ESPN columnist Pat Forde:
PAT FORDE, ESPN Columnist:
American breeding has become more and more of a speed-based dynamic. And it's become a little bit more inbred and inbred. And they're breeding frailties and infirmities into the horses over and over again.
Larry Jones trained Eight Belles.
LARRY JONES, Trained Eight Belles:
These things are our family, you know. We have put everything into them that we have had and they have given us everything that they have. They put their life on the damn line here, and she was glad to do it.
The breakdown of Eight Belles was not the only injury at Churchill Downs this past weekend. A four-year-old called Chelokee, racing here last year, broke a front ankle during Friday's Alysheba Stakes. Chelokee is seen here at left riderless and still running after bucking his jockey. He is given a 50 percent chance of survival.

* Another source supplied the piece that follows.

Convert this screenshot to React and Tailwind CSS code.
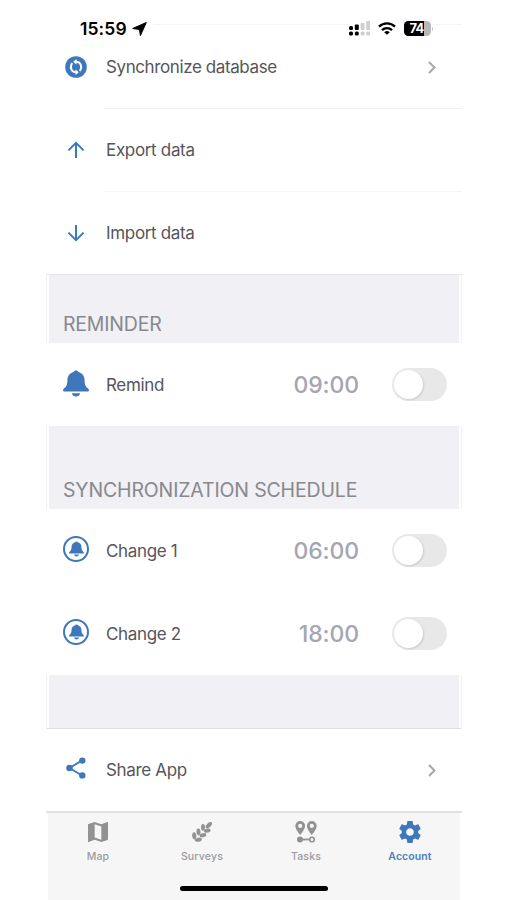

Chelokee's trainer also trained Barbaro, the 2006 Derby winner. Barbaro broke a hind leg right out of the gate at the Preakness just two weeks after a dominant Derby victory.
After many attempts to repair his injury, Barbaro was euthanized in early 2007. It is now known that Eight Belles and Barbaro were directly related by bloodlines. With the injury and death of Eight Belles on Saturday, two of the last six Triple Crown races have seen breakdowns by high-profile horses.